In this lesson, I anticipated students would be challenged by: minimal exposure to counting, and their newly acquired vocabulary. Not only were some pre-literate, but they also lacked experience with numbers.
— from 1_4S, France Menk

A week before we actually started teaching, we had a meeting at my internship site, (Ascentria,
a refugee intake center in Westfeld, MA), to learn procedure and receive some background about
our students. We also sat in on classes of students who were at the level we would be teaching.
I was sent to observe a very small room housing about 25+ students, all crammed behind tables set in a U shape, with the teacher standing at the front - the open top of the U. The “teaching” consisted of students receiving a question and being expected to answer, then asking the question to each other. There was constant repetition and little variation of content or approach. I got bored
watching them being bored.

On to my first day in class - taking cues from MAT meetings - after I had the music playing, I folded up all the tables and put them behind the chairs. I arranged the chairs in a circle. I gathered pens and paper for the students and  markers for the white board. I tucked away the cookies I had purchased for treats. And they came: 20 - 25 men and women from their early 20’s to 60’s, from Syria, Iraq, Belarus, Ukraine, Congo, Bhutan, and Nepal. They spoke Arabic, Nepalese, Ukrainian,
Belorussian, Swahili and French. 
They had been taught how to introduce themselves, but not with much comprehensible output. Because some of their languages had no comparable phonemes in English, I realized I would need
to use TPR for many of the linguistic elements they needed to acquire. 

They were nervous and reserved. I designed my lessons to encourage them to relax, to feel safe in what must have seemed a very strange environment (for some, their first experience in an academic setting), to be bold in trying this new language, and to have fun together - to create their own community within the class.

Many are from refugee camps with no academic education in their L1. They overcome hurdles to get here and are determined to succeed. Others have a fairly good grounding in their language and experience with skilled employment in their home country. This translates into numerical literacy as well as linguistic. All the students are engaged and participatory in class.
— from 1_CDA, France Menk

My use of active TPR helped them overcome a great deal of reluctance to participate (we did games to reinforce vocabulary acquisition and I enacted descriptions). After a few sessions, I could see how much more they were willing to speak than when I had first come to this class. And, because of my ability to illustrate “on the spot,” I was able to help them acquire vocabulary, and in some instances, concepts, more easily than they might have otherwise.

I was reluctant to separate the most needy students from the rest, because the group had such a positive and nuturing ambiance. I felt it would divide them in spirit. Especially for the most needy, it would have reinforced their low self esteem. And so, I went with what  I had and accepted the imperfections of the experience.

One example of how I afforded scaffolding for pronunciation, was that I encouraged everyone to take part, whether they needed it or not.
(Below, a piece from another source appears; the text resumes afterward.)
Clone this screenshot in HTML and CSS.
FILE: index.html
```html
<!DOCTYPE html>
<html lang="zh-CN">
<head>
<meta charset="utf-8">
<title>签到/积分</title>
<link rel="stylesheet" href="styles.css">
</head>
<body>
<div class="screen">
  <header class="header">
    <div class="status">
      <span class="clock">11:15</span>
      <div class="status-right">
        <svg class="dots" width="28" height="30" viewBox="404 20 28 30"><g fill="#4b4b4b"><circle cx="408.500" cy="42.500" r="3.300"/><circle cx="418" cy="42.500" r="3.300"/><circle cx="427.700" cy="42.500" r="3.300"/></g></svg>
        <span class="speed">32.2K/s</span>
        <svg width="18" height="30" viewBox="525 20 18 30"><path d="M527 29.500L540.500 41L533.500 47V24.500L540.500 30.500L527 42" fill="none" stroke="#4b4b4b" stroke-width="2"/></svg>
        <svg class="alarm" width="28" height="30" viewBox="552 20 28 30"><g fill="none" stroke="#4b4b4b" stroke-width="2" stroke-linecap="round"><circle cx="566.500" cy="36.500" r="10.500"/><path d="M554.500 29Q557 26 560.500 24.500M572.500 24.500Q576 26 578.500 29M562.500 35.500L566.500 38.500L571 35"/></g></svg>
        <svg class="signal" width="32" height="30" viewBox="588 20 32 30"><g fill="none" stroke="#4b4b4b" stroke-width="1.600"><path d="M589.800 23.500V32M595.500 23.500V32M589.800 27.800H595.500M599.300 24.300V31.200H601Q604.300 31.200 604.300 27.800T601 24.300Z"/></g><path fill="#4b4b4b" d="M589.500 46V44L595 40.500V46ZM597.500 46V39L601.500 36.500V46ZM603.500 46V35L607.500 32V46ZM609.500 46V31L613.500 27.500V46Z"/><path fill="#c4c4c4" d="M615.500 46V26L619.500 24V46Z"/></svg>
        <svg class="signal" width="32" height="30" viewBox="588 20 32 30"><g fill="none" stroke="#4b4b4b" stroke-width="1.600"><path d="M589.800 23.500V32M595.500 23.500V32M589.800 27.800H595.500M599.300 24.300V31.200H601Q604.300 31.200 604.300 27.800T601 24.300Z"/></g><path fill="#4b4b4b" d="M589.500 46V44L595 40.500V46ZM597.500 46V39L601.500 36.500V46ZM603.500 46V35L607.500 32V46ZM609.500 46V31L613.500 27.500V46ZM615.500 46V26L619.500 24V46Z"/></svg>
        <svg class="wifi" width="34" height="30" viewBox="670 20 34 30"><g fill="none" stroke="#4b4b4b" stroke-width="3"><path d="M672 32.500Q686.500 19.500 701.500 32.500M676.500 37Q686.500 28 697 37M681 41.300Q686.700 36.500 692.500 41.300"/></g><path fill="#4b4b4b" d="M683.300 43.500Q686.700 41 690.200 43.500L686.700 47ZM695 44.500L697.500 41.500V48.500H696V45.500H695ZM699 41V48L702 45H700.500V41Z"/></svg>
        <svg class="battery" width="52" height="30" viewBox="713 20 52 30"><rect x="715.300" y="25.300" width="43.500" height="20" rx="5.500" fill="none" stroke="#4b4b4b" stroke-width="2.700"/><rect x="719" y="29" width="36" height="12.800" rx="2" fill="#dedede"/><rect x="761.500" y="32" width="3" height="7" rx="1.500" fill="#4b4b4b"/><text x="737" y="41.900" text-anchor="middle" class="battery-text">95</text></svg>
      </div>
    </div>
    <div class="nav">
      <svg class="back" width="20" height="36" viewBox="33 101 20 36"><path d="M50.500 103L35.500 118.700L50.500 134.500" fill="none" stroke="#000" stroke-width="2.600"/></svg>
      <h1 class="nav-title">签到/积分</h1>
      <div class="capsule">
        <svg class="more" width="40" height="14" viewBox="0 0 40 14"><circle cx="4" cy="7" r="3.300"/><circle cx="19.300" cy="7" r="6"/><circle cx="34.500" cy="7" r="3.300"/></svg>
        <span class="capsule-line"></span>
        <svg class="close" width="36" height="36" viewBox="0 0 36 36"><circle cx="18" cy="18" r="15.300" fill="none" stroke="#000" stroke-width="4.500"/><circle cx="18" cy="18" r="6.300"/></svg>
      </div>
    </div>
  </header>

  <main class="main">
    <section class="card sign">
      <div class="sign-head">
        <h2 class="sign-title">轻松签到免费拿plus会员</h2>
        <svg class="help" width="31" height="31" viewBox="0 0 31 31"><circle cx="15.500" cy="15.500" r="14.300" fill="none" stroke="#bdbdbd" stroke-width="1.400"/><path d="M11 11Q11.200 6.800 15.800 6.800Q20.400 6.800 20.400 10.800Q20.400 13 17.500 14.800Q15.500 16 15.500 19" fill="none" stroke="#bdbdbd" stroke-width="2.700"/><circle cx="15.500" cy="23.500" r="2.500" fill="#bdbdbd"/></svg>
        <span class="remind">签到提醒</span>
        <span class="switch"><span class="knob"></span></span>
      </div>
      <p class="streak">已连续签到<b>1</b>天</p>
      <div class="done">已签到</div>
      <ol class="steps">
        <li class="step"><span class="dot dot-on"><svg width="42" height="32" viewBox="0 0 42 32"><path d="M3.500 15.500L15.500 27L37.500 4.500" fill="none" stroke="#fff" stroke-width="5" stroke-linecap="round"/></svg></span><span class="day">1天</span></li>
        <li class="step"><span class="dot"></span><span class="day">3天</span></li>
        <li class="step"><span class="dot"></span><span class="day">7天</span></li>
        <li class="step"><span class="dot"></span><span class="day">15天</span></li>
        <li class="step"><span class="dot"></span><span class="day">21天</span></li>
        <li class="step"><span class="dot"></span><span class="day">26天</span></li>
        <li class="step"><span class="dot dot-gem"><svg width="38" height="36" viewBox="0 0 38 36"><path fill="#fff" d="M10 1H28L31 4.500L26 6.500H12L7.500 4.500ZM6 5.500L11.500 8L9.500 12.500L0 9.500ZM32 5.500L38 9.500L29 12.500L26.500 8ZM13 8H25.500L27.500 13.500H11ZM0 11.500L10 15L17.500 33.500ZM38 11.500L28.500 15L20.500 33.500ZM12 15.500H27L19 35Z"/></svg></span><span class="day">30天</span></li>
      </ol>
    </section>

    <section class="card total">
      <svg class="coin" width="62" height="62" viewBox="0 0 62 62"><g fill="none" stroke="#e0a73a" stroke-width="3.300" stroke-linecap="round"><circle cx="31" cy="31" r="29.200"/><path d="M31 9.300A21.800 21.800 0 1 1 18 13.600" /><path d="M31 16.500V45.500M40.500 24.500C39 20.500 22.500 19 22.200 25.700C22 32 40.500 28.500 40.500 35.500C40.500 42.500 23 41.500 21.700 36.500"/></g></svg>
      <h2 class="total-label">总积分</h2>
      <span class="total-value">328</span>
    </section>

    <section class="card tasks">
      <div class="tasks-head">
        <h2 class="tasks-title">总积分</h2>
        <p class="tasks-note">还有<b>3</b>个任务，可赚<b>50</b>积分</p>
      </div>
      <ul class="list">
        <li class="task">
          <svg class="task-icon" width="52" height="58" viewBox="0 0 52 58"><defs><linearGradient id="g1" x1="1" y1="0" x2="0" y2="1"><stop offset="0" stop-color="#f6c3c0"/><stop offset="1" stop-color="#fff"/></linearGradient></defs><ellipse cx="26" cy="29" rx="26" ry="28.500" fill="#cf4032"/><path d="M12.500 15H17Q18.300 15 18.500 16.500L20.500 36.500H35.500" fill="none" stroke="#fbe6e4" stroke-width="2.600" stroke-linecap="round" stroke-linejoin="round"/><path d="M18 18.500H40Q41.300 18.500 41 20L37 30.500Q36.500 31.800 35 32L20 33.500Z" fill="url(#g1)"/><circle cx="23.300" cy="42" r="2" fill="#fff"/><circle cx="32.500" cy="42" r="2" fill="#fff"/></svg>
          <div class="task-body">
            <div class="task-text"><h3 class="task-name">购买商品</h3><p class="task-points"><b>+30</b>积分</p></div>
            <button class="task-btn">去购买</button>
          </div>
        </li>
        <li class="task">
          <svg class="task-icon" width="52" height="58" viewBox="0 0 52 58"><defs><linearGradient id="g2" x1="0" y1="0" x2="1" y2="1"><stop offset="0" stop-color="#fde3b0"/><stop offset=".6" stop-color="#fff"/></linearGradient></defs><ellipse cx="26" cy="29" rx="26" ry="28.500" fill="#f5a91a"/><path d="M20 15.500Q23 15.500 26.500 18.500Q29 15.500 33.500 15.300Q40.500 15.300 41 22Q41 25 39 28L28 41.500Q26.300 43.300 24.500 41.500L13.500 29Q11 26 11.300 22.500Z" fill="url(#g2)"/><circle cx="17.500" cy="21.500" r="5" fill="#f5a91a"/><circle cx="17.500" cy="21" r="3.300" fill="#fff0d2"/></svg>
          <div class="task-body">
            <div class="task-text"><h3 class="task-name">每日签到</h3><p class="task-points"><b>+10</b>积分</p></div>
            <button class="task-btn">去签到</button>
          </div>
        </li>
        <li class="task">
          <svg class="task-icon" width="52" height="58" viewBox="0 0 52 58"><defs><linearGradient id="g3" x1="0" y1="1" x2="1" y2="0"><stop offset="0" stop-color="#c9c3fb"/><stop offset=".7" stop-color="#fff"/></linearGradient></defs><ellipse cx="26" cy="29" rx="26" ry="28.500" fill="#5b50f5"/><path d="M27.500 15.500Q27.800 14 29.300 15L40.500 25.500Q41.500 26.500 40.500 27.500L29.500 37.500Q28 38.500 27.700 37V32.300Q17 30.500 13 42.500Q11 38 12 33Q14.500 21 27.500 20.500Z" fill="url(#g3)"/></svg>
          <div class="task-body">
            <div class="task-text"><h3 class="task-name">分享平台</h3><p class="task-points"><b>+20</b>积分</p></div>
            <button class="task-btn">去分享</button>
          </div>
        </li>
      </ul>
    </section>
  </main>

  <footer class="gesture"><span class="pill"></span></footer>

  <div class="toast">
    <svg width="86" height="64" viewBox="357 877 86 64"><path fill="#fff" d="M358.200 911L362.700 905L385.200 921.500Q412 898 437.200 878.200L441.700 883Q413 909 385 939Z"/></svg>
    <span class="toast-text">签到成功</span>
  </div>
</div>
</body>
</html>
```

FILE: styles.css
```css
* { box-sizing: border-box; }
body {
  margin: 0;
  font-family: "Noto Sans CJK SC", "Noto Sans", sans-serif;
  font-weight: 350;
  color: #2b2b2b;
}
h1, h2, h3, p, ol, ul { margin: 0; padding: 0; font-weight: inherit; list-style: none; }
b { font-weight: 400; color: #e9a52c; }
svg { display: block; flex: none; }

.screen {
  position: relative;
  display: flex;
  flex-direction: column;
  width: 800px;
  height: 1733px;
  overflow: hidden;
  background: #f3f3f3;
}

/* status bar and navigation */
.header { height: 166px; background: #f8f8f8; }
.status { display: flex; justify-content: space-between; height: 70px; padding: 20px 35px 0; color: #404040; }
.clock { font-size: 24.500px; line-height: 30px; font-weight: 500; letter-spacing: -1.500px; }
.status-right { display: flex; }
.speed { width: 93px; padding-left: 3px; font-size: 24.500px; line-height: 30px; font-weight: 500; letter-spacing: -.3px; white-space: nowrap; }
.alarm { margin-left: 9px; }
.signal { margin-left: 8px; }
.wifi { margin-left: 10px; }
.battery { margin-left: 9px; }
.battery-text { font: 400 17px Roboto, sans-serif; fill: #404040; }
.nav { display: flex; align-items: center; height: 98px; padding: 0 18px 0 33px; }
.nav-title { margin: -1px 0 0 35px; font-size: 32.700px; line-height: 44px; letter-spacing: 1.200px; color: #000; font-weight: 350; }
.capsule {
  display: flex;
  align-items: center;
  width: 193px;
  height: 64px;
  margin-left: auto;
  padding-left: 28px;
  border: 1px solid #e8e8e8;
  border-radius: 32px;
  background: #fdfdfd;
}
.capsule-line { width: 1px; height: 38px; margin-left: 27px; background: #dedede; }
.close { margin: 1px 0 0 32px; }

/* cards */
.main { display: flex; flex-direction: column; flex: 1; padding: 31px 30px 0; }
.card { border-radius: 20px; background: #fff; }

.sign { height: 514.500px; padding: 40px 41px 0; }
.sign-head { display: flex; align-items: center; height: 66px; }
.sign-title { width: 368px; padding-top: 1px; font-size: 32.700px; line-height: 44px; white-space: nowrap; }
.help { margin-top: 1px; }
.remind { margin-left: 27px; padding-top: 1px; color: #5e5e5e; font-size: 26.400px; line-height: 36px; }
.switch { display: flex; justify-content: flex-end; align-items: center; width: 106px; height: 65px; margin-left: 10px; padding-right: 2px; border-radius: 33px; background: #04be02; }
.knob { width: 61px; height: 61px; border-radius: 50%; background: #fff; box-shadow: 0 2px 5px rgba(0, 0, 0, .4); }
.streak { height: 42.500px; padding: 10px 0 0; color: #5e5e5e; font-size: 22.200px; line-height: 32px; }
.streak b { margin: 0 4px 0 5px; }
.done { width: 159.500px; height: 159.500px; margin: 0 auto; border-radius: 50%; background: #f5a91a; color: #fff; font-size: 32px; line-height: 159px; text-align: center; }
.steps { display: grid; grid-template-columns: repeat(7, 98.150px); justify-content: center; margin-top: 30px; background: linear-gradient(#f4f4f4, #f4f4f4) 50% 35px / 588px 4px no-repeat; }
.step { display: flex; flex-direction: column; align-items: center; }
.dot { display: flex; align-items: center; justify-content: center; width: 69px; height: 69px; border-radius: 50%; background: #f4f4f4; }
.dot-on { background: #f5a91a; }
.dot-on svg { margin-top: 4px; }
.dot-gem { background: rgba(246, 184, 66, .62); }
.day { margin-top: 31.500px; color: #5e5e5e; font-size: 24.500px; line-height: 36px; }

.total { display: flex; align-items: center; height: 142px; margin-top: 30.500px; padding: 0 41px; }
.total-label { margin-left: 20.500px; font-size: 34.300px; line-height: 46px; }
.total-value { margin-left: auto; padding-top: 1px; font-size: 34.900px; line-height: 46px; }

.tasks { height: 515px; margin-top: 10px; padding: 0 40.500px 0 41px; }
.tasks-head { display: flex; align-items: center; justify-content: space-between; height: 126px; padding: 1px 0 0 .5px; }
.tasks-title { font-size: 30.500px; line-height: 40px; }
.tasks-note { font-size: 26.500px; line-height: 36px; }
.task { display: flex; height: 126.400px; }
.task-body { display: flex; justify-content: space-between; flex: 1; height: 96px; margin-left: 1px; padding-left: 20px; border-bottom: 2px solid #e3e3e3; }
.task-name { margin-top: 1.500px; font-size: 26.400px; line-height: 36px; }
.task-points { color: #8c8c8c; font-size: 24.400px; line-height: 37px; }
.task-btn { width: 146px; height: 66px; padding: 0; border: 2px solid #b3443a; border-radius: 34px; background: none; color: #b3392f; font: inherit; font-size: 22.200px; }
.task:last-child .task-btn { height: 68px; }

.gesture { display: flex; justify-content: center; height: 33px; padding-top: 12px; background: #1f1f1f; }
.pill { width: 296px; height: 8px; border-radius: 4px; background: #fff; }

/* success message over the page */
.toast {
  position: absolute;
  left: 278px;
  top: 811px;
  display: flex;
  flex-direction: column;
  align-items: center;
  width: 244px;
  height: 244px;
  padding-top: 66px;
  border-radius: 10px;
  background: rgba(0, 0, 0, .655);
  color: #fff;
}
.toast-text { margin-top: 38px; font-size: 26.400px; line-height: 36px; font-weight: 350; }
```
My intention was to avoid any intimation of a student being less capable than another. As they progressed, and began to understand me, I spoke to them about this goal: that everyone learned in their own way and that we needed to be respectful of that.

I don’t know how to describe it, but I found my self getting bored when I had the opportunity to work with students who needed the most help. Not that I didn’t sincerely feel gratification when they grasped something. I was, at times, thrilled.

It just wasn’t intellectually interesting enough for me.
— from 1_4S, France Menk
However, the internship itself was full of delight in discovering what I am able to do to help learners begin their new steps into the English language. I loved my students. I learned a lot about them and their lives; they were enthusiastic and fun!
— from 1_4S, France Menk

My internship taught me at least as much as I taught. I could describe many incidents reflecting my assessment of how and why I would present any lesson the way I chose. But this is to be a relatively short essay. Toward the end of my internship, my students were working together, helping each other with infinite patience. They were a team and I was proud.